Only a number is wanted: the count of lines in this listing that contain "screenshot".

(Records for the exercise):
- - - -

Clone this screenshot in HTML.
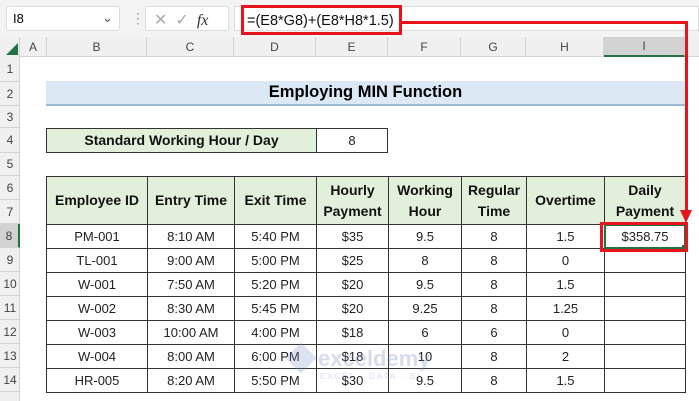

- - - -

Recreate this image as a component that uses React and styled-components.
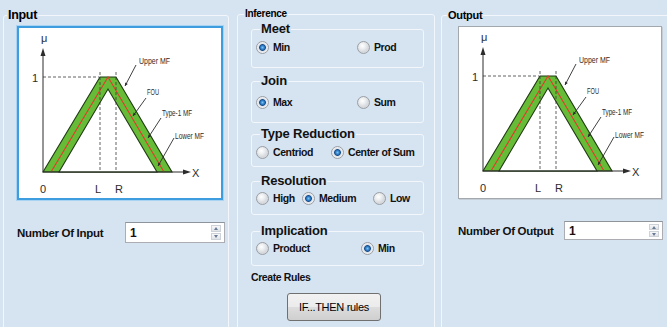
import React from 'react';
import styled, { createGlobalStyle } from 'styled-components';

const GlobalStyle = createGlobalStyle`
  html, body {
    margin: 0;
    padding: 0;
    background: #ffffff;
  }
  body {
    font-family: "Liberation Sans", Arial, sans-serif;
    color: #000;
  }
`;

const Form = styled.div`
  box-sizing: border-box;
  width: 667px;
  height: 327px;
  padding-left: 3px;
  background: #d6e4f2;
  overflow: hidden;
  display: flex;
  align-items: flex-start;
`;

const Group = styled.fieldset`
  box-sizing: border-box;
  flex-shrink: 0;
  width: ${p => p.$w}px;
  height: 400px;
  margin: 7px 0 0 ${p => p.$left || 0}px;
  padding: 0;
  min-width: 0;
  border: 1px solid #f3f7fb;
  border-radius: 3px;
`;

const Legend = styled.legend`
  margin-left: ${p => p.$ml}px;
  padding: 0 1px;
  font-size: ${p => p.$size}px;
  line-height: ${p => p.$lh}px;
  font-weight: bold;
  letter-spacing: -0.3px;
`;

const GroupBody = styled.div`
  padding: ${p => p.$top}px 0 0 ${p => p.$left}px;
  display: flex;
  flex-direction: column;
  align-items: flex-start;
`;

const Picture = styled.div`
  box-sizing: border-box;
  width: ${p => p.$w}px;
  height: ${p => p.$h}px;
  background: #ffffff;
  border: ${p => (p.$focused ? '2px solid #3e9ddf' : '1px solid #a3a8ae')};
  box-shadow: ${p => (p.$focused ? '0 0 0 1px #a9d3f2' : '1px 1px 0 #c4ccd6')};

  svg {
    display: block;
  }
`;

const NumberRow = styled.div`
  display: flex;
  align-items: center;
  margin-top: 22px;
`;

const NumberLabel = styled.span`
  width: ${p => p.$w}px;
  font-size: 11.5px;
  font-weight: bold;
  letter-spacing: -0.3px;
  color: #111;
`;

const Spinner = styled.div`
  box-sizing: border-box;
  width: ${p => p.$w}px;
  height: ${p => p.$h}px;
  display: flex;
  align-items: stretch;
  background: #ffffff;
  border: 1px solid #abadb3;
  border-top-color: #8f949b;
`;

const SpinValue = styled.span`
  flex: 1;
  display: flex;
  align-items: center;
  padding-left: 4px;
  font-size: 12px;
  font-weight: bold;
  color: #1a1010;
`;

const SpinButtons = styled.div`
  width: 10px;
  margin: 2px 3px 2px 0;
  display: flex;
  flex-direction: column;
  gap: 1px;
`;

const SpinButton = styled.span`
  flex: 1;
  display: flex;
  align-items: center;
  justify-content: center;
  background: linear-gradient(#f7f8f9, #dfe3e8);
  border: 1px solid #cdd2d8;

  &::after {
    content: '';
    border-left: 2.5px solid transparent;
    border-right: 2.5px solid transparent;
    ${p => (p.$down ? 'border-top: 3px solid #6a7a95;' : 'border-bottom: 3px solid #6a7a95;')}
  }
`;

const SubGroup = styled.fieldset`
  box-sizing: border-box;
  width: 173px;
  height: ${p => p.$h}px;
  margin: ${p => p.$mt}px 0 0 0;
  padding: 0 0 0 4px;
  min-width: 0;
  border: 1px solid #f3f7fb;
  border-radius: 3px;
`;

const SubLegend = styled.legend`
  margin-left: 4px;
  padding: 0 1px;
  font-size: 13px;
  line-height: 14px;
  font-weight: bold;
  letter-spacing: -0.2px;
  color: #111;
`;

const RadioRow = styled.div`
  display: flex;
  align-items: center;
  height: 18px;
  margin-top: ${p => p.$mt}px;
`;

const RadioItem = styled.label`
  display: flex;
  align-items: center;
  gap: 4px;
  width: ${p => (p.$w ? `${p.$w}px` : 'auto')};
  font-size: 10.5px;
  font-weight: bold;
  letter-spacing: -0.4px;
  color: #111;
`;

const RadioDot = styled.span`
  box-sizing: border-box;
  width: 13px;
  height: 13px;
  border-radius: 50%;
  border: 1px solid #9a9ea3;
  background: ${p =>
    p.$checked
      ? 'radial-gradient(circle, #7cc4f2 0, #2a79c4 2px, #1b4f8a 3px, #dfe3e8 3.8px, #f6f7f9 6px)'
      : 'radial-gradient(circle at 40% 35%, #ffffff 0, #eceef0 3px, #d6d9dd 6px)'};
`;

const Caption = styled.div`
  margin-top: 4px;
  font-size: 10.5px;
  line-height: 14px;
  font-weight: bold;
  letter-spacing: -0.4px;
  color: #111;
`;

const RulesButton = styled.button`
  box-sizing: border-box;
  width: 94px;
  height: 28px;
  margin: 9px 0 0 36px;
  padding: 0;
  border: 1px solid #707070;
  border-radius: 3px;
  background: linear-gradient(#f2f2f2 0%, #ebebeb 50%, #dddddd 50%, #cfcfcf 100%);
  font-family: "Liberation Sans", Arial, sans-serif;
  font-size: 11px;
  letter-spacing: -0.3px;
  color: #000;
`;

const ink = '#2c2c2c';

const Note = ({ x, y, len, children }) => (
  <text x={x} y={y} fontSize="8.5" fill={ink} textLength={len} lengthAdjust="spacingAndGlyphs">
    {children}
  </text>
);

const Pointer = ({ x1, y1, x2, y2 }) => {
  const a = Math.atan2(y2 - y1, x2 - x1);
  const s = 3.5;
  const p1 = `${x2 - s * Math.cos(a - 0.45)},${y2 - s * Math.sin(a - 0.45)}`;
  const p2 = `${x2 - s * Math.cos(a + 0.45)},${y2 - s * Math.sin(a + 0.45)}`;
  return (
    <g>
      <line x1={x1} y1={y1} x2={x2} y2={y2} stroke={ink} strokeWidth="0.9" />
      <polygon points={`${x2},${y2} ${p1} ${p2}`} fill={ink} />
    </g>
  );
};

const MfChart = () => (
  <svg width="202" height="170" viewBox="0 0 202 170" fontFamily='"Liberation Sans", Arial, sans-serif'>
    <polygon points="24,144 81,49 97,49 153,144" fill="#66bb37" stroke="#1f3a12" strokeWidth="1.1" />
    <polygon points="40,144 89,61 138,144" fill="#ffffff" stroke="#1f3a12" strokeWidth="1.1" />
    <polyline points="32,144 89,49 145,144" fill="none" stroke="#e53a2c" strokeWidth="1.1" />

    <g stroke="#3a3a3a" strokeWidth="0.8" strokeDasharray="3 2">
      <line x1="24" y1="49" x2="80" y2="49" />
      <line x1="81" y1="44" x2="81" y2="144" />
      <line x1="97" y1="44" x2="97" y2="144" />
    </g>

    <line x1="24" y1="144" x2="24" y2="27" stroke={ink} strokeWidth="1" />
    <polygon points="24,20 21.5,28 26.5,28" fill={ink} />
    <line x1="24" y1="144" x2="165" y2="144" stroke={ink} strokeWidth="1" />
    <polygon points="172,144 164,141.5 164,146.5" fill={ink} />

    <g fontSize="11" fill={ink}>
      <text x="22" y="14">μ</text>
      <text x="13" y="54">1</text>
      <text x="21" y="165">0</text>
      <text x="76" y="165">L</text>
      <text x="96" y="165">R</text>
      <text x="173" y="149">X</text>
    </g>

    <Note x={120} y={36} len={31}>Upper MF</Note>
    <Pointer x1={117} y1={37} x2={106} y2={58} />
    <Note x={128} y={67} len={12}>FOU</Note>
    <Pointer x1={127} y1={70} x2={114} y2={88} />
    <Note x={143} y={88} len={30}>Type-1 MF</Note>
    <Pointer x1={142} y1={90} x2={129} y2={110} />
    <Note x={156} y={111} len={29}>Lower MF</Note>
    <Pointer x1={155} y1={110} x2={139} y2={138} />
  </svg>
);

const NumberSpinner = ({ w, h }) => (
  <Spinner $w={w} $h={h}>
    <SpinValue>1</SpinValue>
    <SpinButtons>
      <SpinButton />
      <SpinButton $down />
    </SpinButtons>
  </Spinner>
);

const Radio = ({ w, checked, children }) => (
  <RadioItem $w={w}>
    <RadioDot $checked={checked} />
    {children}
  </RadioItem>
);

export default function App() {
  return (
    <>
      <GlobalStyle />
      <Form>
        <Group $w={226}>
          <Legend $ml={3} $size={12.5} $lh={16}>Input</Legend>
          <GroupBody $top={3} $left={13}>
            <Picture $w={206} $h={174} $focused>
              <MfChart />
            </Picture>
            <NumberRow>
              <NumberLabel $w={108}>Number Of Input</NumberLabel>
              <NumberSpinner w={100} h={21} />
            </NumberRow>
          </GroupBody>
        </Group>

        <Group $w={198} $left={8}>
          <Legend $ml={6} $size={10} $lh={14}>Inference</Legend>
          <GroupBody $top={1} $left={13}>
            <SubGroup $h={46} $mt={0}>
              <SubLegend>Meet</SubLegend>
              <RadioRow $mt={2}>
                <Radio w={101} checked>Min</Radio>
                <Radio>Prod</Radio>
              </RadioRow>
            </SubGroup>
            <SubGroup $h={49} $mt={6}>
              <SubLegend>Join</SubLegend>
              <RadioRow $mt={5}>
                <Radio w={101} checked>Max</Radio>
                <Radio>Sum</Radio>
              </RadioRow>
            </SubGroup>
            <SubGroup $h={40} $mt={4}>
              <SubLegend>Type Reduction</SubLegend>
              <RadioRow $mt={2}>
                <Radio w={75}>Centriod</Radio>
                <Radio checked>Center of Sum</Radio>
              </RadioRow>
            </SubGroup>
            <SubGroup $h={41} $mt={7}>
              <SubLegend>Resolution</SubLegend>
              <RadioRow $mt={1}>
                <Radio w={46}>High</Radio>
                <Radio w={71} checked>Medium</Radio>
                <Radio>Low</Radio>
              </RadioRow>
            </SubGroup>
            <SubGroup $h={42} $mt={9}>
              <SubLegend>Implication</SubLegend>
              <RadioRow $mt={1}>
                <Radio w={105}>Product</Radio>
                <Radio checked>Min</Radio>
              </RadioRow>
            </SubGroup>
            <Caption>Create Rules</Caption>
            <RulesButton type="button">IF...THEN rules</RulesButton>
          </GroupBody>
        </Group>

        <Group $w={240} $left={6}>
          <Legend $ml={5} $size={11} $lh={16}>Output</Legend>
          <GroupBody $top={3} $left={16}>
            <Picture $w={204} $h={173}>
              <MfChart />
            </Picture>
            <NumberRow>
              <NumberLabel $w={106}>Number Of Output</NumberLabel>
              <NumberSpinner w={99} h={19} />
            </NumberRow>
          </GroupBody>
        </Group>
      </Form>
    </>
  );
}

- - - -

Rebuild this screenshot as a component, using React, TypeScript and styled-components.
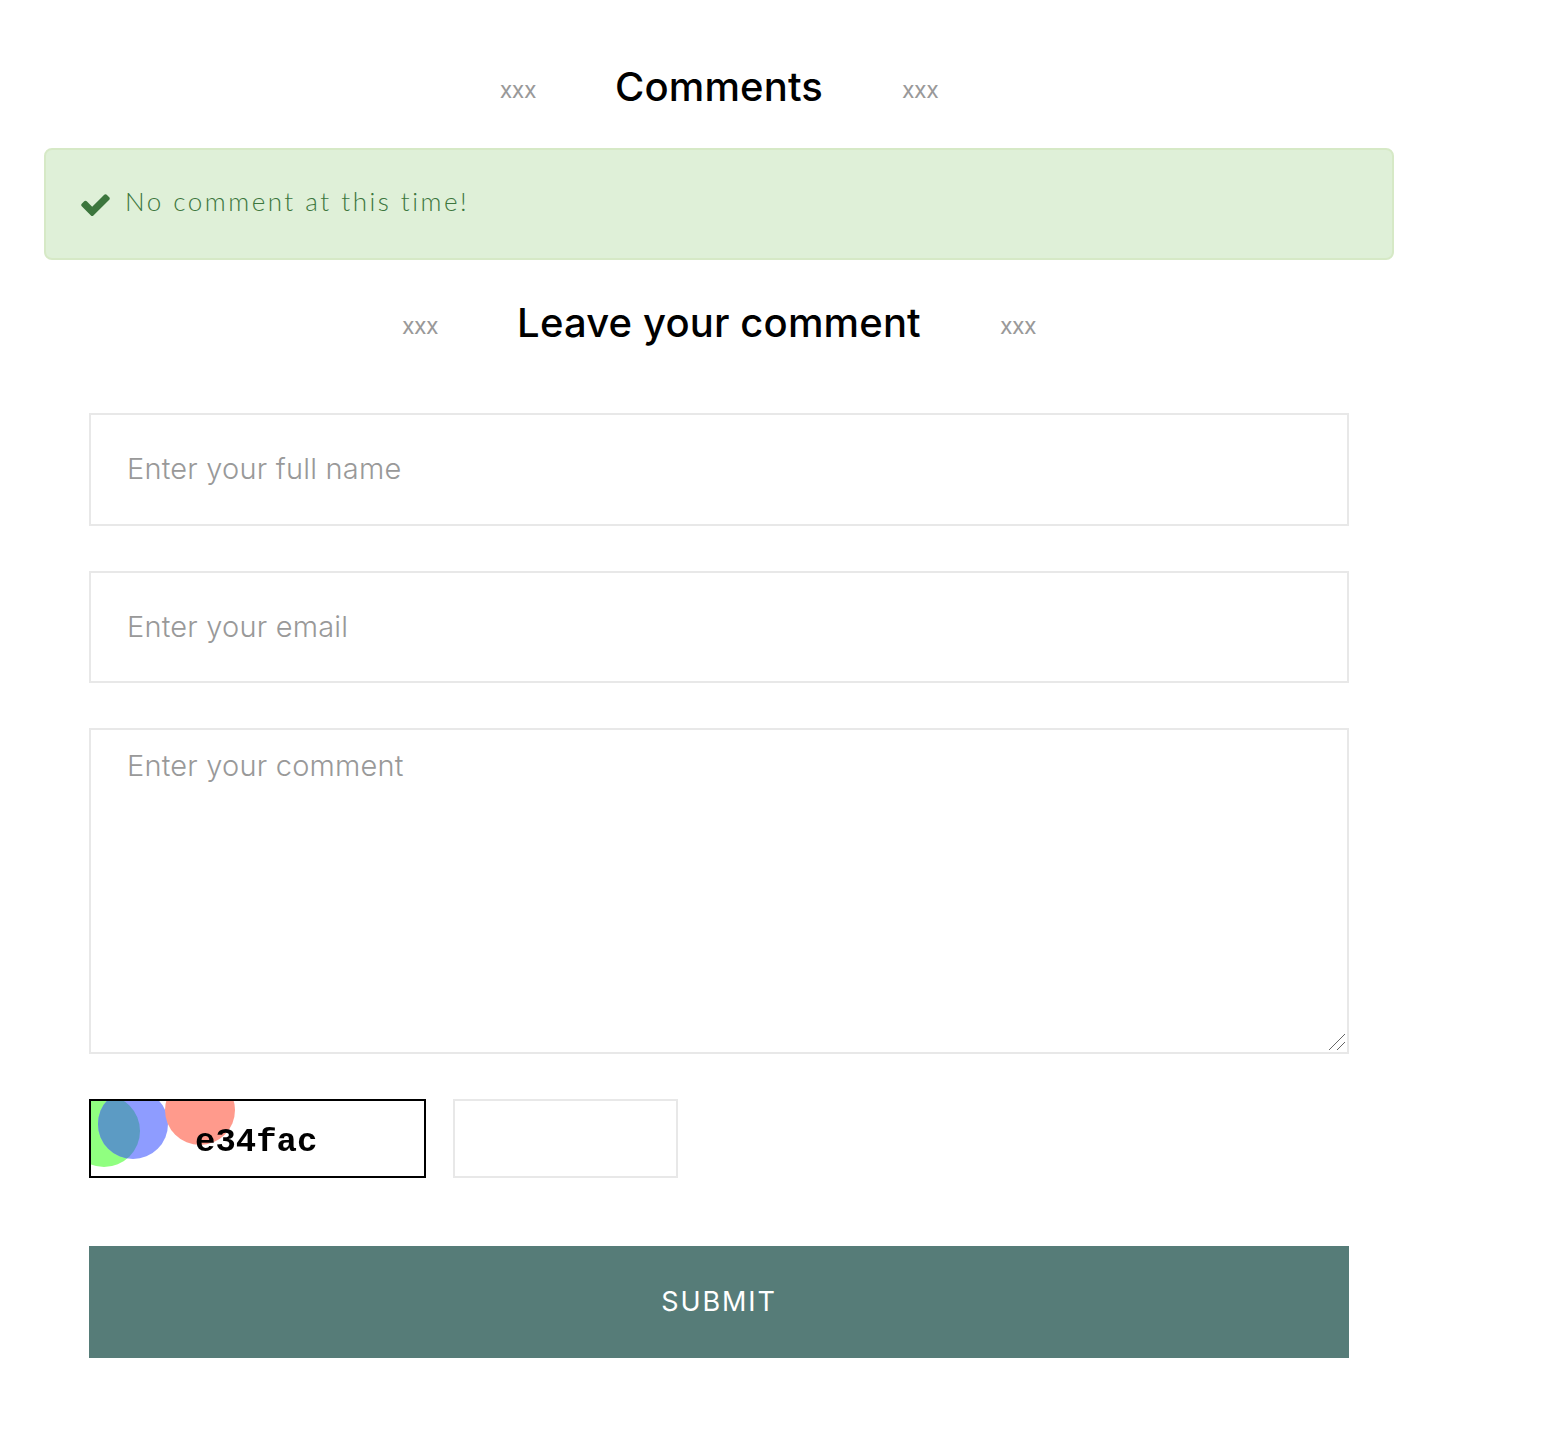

- - - -

(Reply): 2